When the maximum time interval has elapsed, the visit is considered to
be over, and the next access by that visitor begins a new visit.
http://www.boutell.com/wusage/8.0/definitions.html
Webalizer:
Visits occur when some remote site makes a request for a page on
your server for the first time. As long as the same site keeps making
requests within a given timeout period, they will all be considered
part of the same Visit. If the site makes a request to your server,
and the length of time since the last request is greater than the
specified timeout period (default is 30 minutes), a new Visit is
started and counted, and the sequence repeats. Since only pages will
trigger a visit, remotes sites that link to graphic and other non-
page URLs will not be counted in the visit totals, reducing the number
of false visits.
http://www.webalizer.org/webalizer_help.html
NetTracker:
A visitor is a person viewing a Web site. If your Web site does not
use cookies or if the visitor does not have a cookie, a visitor is
defined as a unique combination of a user agent and a host name or IP
address. If your site uses cookies sent by the Sane Web Server
Plug-in, a visitor would be defined by the cookie transmitted by the
visitor's browser. NetTracker can also be configured to define
visitors based on their HTTP authenticated user name or a parsed
parameter.
http://www.sane.com/support/NetTracker/faq.html#visitview
Two of the three seem to make a unique user key from the available log
information (typically IP Address and User Agent). I suspect that
others do the same, only do not really discuss that well in their
documentation.
That also addresses question two a number of applications generate a
user key from IP Address and other header information, this is a means
of individualising users that are visiting through a proxy server,
however that is obviously still not going to be perfect.
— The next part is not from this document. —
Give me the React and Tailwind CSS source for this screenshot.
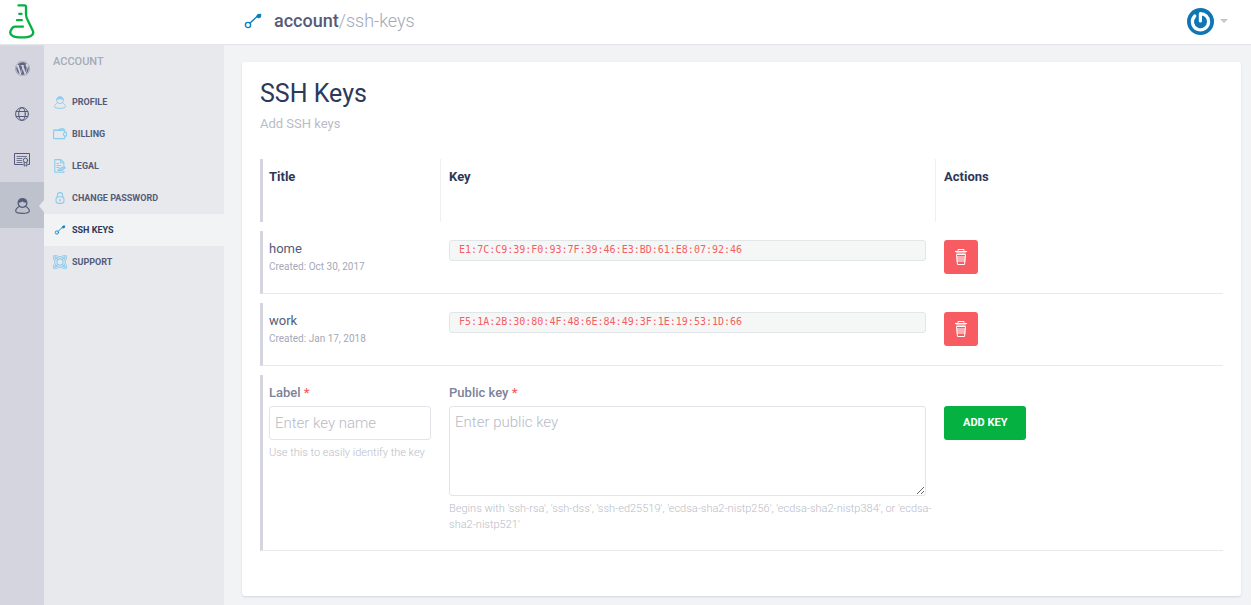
import React from 'react';
import { FaWordpress } from 'react-icons/fa';

const stroke = { fill: 'none', stroke: 'currentColor', strokeLinecap: 'round', strokeLinejoin: 'round' };

function FlaskLogo() {
  return (
    <svg viewBox="0 0 26 35" className="h-[35px] w-[26px]" {...stroke} strokeWidth="2.3" aria-hidden="true">
      <path d="M9.5 1.4H15.5C16.6 1.4 17 1.8 17 2.9V10.5C17 12.4 17.6 13.8 18.4 15.4L23.7 26.4C26.2 31.8 20 33.4 12.7 33.4C5.5 33.4 -0.6 31.8 1.8 26.6L2.6 24.9C3.4 23.2 4.4 22.6 6 22.6H14" />
      <path d="M10.2 9.8H12.6M8 16.2H12.8" />
    </svg>
  );
}

function KeyIcon({ className }) {
  return (
    <svg viewBox="0 0 18 16" className={className} {...stroke} strokeWidth="1.4" aria-hidden="true">
      <circle cx="4" cy="12" r="2.6" />
      <path d="M6.1 10L13.8 2.8" />
      <path d="M12.8 3.6L14 1.6L16.6 1.4L16.4 3.8L14.8 4.6Z" fill="currentColor" />
    </svg>
  );
}

function GlobeIcon() {
  return (
    <svg viewBox="0 0 14 14" className="size-3.5" {...stroke} strokeWidth="1" aria-hidden="true">
      <circle cx="7" cy="7" r="6.4" />
      <ellipse cx="7" cy="7" rx="3.3" ry="6.4" />
      <path d="M1.2 4.5H12.8M1.2 9.5H12.8" />
    </svg>
  );
}

function CertificateIcon() {
  return (
    <svg viewBox="0 0 16 14" className="h-3.5 w-4" {...stroke} strokeWidth="1" aria-hidden="true">
      <path d="M9 11.5H0.5V0.5H15.5V11.5H14" />
      <path d="M3 3.5H12.5M3 5.5H8M3 7.5H7.5M3 9.5H8" strokeOpacity="0.8" />
      <circle cx="11.5" cy="7.3" r="2.2" />
      <path d="M10.2 9.4V13.2L11.5 12.2L12.8 13.2V9.4" />
    </svg>
  );
}

function UserIcon({ className }) {
  return (
    <svg viewBox="0 0 15 16" className={className} {...stroke} strokeWidth="1.2" aria-hidden="true">
      <path d="M4.6 8.2C3 6.8 3 4.6 3.4 3.4C4 1.6 5.8 0.7 7.5 0.7S11 1.6 11.6 3.4C12 4.6 12 6.8 10.4 8.2" />
      <path d="M4.6 8.2C2.2 9.4 0.7 11.2 0.7 13C0.7 14.6 3.4 15.3 7.5 15.3S14.3 14.6 14.3 13C14.3 11.2 12.8 9.4 10.4 8.2C8.6 9.6 6.4 9.6 4.6 8.2Z" />
      <path d="M3.4 4.6C5.4 4.8 6.6 4 7.2 3.2C8.2 4.2 9.8 4.8 11.6 4.6C11 2 9.6 0.8 7.5 0.8S4 2 3.4 4.6Z" fill="currentColor" stroke="none" />
    </svg>
  );
}

function WalletIcon({ className }) {
  return (
    <svg viewBox="0 0 14 12" className={className} {...stroke} strokeWidth="1.1" aria-hidden="true">
      <path d="M11.8 4V2.6C11.8 2.2 11.6 2 11.2 2H1.2C0.8 2 0.6 2.3 0.6 2.6V9.9C0.6 10.3 0.8 10.6 1.2 10.6H11.2C11.6 10.6 11.8 10.3 11.8 9.9V8.2" />
      <path d="M1 2.4H11.6" />
      <path d="M6 1.8L7 0.8H10.6L11.2 1.8" />
      <path d="M13.4 4.2H12A2 2 0 0 0 12 8.1H13.4Z" />
    </svg>
  );
}

function LegalIcon({ className }) {
  return (
    <svg viewBox="0 0 12 14" className={className} {...stroke} strokeWidth="1.1" aria-hidden="true">
      <path d="M9.8 6V3.4L7 0.6H0.8V13.3H9.8V12.4" />
      <path d="M6.6 0.8V3.8H9.6M2.8 4.5H4.6M2.8 6.5H7M2.8 8.5H5" />
      <path d="M3.6 11.4L6 9.4L10 7.4L11.2 8.8L7.6 11.6Z" fill="currentColor" fillOpacity="0.6" />
    </svg>
  );
}

function LockIcon({ className }) {
  return (
    <svg viewBox="0 0 10 12" className={className} {...stroke} strokeWidth="1.1" aria-hidden="true">
      <path d="M2.4 5V3.2A2.6 2.6 0 0 1 7.6 3.2V5" />
      <rect x="1" y="4.8" width="8" height="6.6" rx="2.6" />
      <path d="M5 7.4V8.8" strokeWidth="1.5" />
    </svg>
  );
}

function SupportIcon({ className }) {
  return (
    <svg viewBox="0 0 14 14" className={className} {...stroke} strokeWidth="1.1" aria-hidden="true">
      <circle cx="7" cy="7" r="5.4" />
      <circle cx="7" cy="7" r="3.1" />
      <path d="M0.7 4.2V0.7H4.2M9.8 0.7H13.3V4.2M13.3 9.8V13.3H9.8M4.2 13.3H0.7V9.8" />
      <path d="M2 2L4.7 4.7M12 2L9.3 4.7M12 12L9.3 9.3M2 12L4.7 9.3" />
    </svg>
  );
}

function TrashIcon() {
  return (
    <svg viewBox="0 0 12 16" className="h-4 w-3" fill="none" stroke="currentColor" aria-hidden="true">
      <path d="M3 2V0.5H9V2" />
      <path d="M1 3.5H11M1.5 4.5H10.5" strokeOpacity="0.5" />
      <path d="M0 2.5H12" />
      <path d="M1.5 5.5H10.5L9.5 15.5H2.5Z" />
      <path d="M1.5 7H10.5V13H1.5Z" fill="currentColor" fillOpacity="0.5" stroke="none" />
    </svg>
  );
}

function Avatar() {
  return (
    <svg viewBox="0 0 27 27" className="size-[27px]" aria-hidden="true">
      <circle cx="13.5" cy="13.5" r="13.5" fill="#0e76b4" />
      <g fill="none" stroke="#fff" strokeWidth="3.2" strokeLinecap="round" strokeLinejoin="round">
        <path d="M13.4 13V5.6C18 5.6 21.6 9.2 21.6 13.6A8.1 8.1 0 1 1 7.8 8" />
      </g>
    </svg>
  );
}

const sections = [
  { name: 'Sites', icon: <FaWordpress className="size-[15px] opacity-90" aria-hidden="true" /> },
  { name: 'Domains', icon: <GlobeIcon /> },
  { name: 'Certificates', icon: <CertificateIcon /> },
  { name: 'Account', icon: <UserIcon className="h-4 w-[15px]" />, active: true },
];

const menu = [
  { name: 'Profile', icon: <UserIcon className="h-[13px] w-3" /> },
  { name: 'Billing', icon: <WalletIcon className="h-3 w-3.5" /> },
  { name: 'Legal', icon: <LegalIcon className="h-3.5 w-3" /> },
  { name: 'Change password', icon: <LockIcon className="h-3 w-2.5" /> },
  { name: 'SSH keys', icon: <KeyIcon className="h-2.5 w-3" />, active: true },
  { name: 'Support', icon: <SupportIcon className="size-3.5" /> },
];

const keys = [
  { title: 'home', created: 'Oct 30, 2017', print: 'E1:7C:C9:39:F0:93:7F:39:46:E3:BD:61:E8:07:92:46' },
  { title: 'work', created: 'Jan 17, 2018', print: 'F5:1A:2B:30:80:4F:48:6E:84:49:3F:1E:19:53:1D:66' },
];

const firstCell = 'border-l-3 border-l-[#d4d5de] border-b border-b-[#e8e9ed] py-[9px] pr-[9px] pl-1.5 align-top';
const cell = 'border-b border-b-[#e8e9ed] px-[9px] py-[9px] align-top';
const headCell = 'h-[63px] border-l border-l-[#eeeff2] py-[9px] pr-[9px] pl-2 text-left align-top font-bold text-[#2e3859]';
const field = 'block w-full rounded-[3px] border border-[#e3e4e9] bg-white px-[5px] text-[15px] font-light text-[#545b78] placeholder:text-[#b7bac6]';
const help = '-mr-[9px] mt-[5px] text-[11px] leading-4 font-light text-[#b9bcc8]';

export default function App() {
  return (
    <div className="flex min-h-screen flex-col bg-[#f2f3f5] font-['Roboto',sans-serif] text-[13px] leading-[18px] text-[#545b78]">
      <header className="relative flex h-11 items-center bg-white pr-[23px] pb-0.5 shadow-[0_1px_1px_#e4e6ea]">
        <a href="#home" aria-label="Home" className="flex w-11 justify-center text-[#05b140]">
          <FlaskLogo />
        </a>
        <div className="ml-[200px] flex flex-1 items-center gap-3">
          <KeyIcon className="h-4 w-[18px] text-[#0e7fbf]" />
          <div className="text-[18px] leading-6">
            <span className="font-medium">account</span>
            <span className="font-light text-[#a5a9b8]">/ssh-keys</span>
          </div>
        </div>
        <button type="button" aria-label="User menu" className="flex items-center gap-1.5 text-[#c3c6d1]">
          <Avatar />
          <svg viewBox="0 0 8 4" className="h-1 w-2" aria-hidden="true">
            <path d="M0 0H8L4 4Z" fill="currentColor" />
          </svg>
        </button>
      </header>

      <div className="flex flex-1">
        <nav aria-label="Sections" className="w-11 shrink-0 bg-[#d4d5de]">
          {sections.map((s) => (
            <a
              key={s.name}
              href={`#${s.name}`}
              aria-label={s.name}
              className={`relative flex h-[46px] items-center justify-center pt-0.5 ${s.active ? 'bg-[#bec2cd]' : ''}`}
            >
              {s.icon}
              {s.active && (
                <svg viewBox="0 0 5 12" className="absolute right-0 h-3 w-[5px]" aria-hidden="true">
                  <path d="M5 0V12L0 6Z" fill="#e8e9ed" />
                </svg>
              )}
            </a>
          ))}
        </nav>

        <nav aria-label="Account" className="w-[180px] shrink-0 bg-[#e8e9ed] pt-[9px]">
          <h2 className="px-[9px] text-[11px] font-medium text-[#a5a9b8] uppercase">Account</h2>
          <ul className="mt-[15px]">
            {menu.map((m) => (
              <li key={m.name}>
                <a
                  href={`#${m.name}`}
                  className={`flex h-8 items-center gap-[5px] px-[9px] text-[9px] font-bold uppercase ${m.active ? 'bg-[#f2f3f5] text-[#2e3859]' : ''}`}
                >
                  <span className={`flex w-3.5 justify-center ${m.active ? 'text-[#0e7fbf]' : 'text-[#8dcbec]'}`}>{m.icon}</span>
                  {m.name}
                </a>
              </li>
            ))}
          </ul>
        </nav>

        <main className="min-w-0 flex-1 pt-[18px] pr-2.5 pb-[9px] pl-[18px]">
          <section className="min-h-full rounded-[3px] bg-white px-[18px] pt-[18px] pb-9 shadow-[0_1px_2px_#d4d5de]">
            <h1 className="text-[25px] leading-7 text-[#2e3859]">SSH Keys</h1>
            <p className="mt-[7px] text-[#b9bcc8]">Add SSH keys</p>

            <form className="mt-[17px]" onSubmit={(e) => e.preventDefault()}>
              <table className="w-full table-fixed border-separate border-spacing-x-0 border-spacing-y-[9px]">
                <thead>
                  <tr>
                    <th scope="col" className="h-[63px] w-[18.7%] border-l-3 border-l-[#d4d5de] py-[9px] pl-1.5 text-left align-top font-bold text-[#2e3859]">
                      Title
                    </th>
                    <th scope="col" className={`w-[51.4%] ${headCell}`}>Key</th>
                    <th scope="col" className={headCell}>Actions</th>
                  </tr>
                </thead>
                <tbody>
                  {keys.map((k) => (
                    <tr key={k.title} className="h-[63px]">
                      <td className={firstCell}>
                        <div>{k.title}</div>
                        <div className="text-[10px] text-[#a5a9b8]">Created: {k.created}</div>
                      </td>
                      <td className={cell}>
                        <code className="block rounded-[3px] border border-[#e3e6e8] bg-[#f5f7f7] px-[9px] pb-0.5 font-['DejaVu_Sans_Mono',monospace] text-[10px] leading-[17px] text-[#f75c62]">
                          {k.print}
                        </code>
                      </td>
                      <td className={cell}>
                        <button type="button" aria-label={`Delete ${k.title}`} className="flex size-[34px] items-center justify-center rounded-[3px] bg-[#f75c62] text-white">
                          <TrashIcon />
                        </button>
                      </td>
                    </tr>
                  ))}
                  <tr>
                    <td className={firstCell}>
                      <label htmlFor="key-name" className="block font-medium text-[#7c8299]">
                        Label <span className="text-[#f75c62]">*</span>
                      </label>
                      <input id="key-name" type="text" placeholder="Enter key name" className={`mt-1 h-[34px] ${field}`} />
                      <p className={help}>Use this to easily identify the key</p>
                    </td>
                    <td className="border-b border-b-[#e8e9ed] px-[9px] pt-[9px] pb-[17px] align-top">
                      <label htmlFor="public-key" className="block font-medium text-[#7c8299]">
                        Public key <span className="text-[#f75c62]">*</span>
                      </label>
                      <textarea id="public-key" placeholder="Enter public key" className={`mt-1 h-[90px] resize py-1.5 ${field}`} />
                      <p className={help}>
                        Begins with 'ssh-rsa', 'ssh-dss', 'ssh-ed25519', 'ecdsa-sha2-nistp256', 'ecdsa-sha2-nistp384', or 'ecdsa-sha2-nistp521'
                      </p>
                    </td>
                    <td className="border-b border-b-[#e8e9ed] px-[9px] pt-[31px] align-top">
                      <button type="submit" className="h-[34px] rounded-[3px] bg-[#05b140] px-[19px] text-[11px] font-bold text-white uppercase">
                        Add key
                      </button>
                    </td>
                  </tr>
                </tbody>
              </table>
            </form>
          </section>
        </main>
      </div>
    </div>
  );
}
I suspect that this approach is probably used in the majority of log
analysis software, however other programs don't detail their methods
well.
Webalizer is a little unclear about it's methods, but it's use of the
term 'site' in the above passage indicates that it's visitor counting
is based solely upon IP Address.
As for your third question, I have not really found any analysis
software that claims to alter the actual log files in any way.
However, I did find this quite basic Awk script, that generates a
basic break down of visitors into a simple log from, from IIS logs. It
seems quite straight forward, and may provide a good starting point to
a simple script to do what you want:
http://alan-ng.net/scripts/visits.htm
I hope this helps.
Regards,
Sycophant-ga |